- [The request]: Only the lines from the start of the data through the line with "const buttonsRow2 = ['Выгрузить" belong in the copy. Restate them word for word, minus the pictures.
>> Start
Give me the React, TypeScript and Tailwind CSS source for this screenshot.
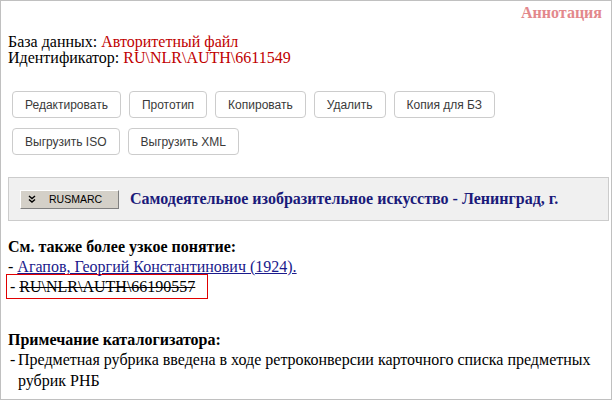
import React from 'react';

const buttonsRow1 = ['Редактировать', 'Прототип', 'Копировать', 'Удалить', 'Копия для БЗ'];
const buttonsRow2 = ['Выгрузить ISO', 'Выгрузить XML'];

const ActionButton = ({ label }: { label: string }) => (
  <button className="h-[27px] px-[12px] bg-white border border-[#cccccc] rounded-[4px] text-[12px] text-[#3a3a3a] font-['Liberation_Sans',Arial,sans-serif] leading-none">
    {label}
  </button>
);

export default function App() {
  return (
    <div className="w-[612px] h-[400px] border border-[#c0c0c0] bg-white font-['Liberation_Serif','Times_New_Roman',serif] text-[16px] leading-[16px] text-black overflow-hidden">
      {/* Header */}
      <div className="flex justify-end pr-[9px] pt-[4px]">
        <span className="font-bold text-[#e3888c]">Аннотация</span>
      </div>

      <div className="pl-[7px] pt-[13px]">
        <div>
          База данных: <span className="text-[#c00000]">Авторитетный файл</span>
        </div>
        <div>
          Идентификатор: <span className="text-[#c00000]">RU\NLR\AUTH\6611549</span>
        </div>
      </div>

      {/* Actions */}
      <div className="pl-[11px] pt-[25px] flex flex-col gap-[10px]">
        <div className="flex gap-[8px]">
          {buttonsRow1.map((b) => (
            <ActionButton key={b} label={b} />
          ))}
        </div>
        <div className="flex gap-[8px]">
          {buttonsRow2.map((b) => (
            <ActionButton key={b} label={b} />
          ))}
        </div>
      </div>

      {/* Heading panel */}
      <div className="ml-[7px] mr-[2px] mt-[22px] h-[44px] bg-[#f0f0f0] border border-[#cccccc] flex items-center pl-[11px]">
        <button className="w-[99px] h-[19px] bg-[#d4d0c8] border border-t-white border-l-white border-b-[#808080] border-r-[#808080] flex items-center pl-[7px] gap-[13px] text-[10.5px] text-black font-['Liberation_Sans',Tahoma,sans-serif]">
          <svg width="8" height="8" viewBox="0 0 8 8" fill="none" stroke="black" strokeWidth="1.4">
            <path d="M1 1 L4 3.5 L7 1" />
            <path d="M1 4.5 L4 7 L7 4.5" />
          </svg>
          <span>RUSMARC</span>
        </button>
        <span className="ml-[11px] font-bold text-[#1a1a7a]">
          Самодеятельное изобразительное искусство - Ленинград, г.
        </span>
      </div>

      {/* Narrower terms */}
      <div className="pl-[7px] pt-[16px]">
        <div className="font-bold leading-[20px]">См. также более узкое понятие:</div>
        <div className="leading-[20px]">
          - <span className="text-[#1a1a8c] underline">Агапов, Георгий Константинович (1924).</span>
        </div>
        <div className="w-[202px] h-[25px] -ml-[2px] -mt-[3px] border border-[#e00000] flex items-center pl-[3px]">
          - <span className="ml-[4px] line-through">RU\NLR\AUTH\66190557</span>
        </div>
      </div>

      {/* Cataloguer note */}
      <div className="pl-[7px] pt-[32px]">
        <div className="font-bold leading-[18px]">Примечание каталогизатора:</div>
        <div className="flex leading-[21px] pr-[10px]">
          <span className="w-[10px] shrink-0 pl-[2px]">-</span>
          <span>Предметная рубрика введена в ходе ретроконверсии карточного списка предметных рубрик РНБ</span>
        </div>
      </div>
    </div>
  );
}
>> End
- [Worked solution]:
Give me the React, TypeScript and Tailwind CSS source for this screenshot.
import React from 'react';

const buttonsRow1 = ['Редактировать', 'Прототип', 'Копировать', 'Удалить', 'Копия для БЗ'];
const buttonsRow2 = ['Выгрузить ISO', 'Выгрузить XML'];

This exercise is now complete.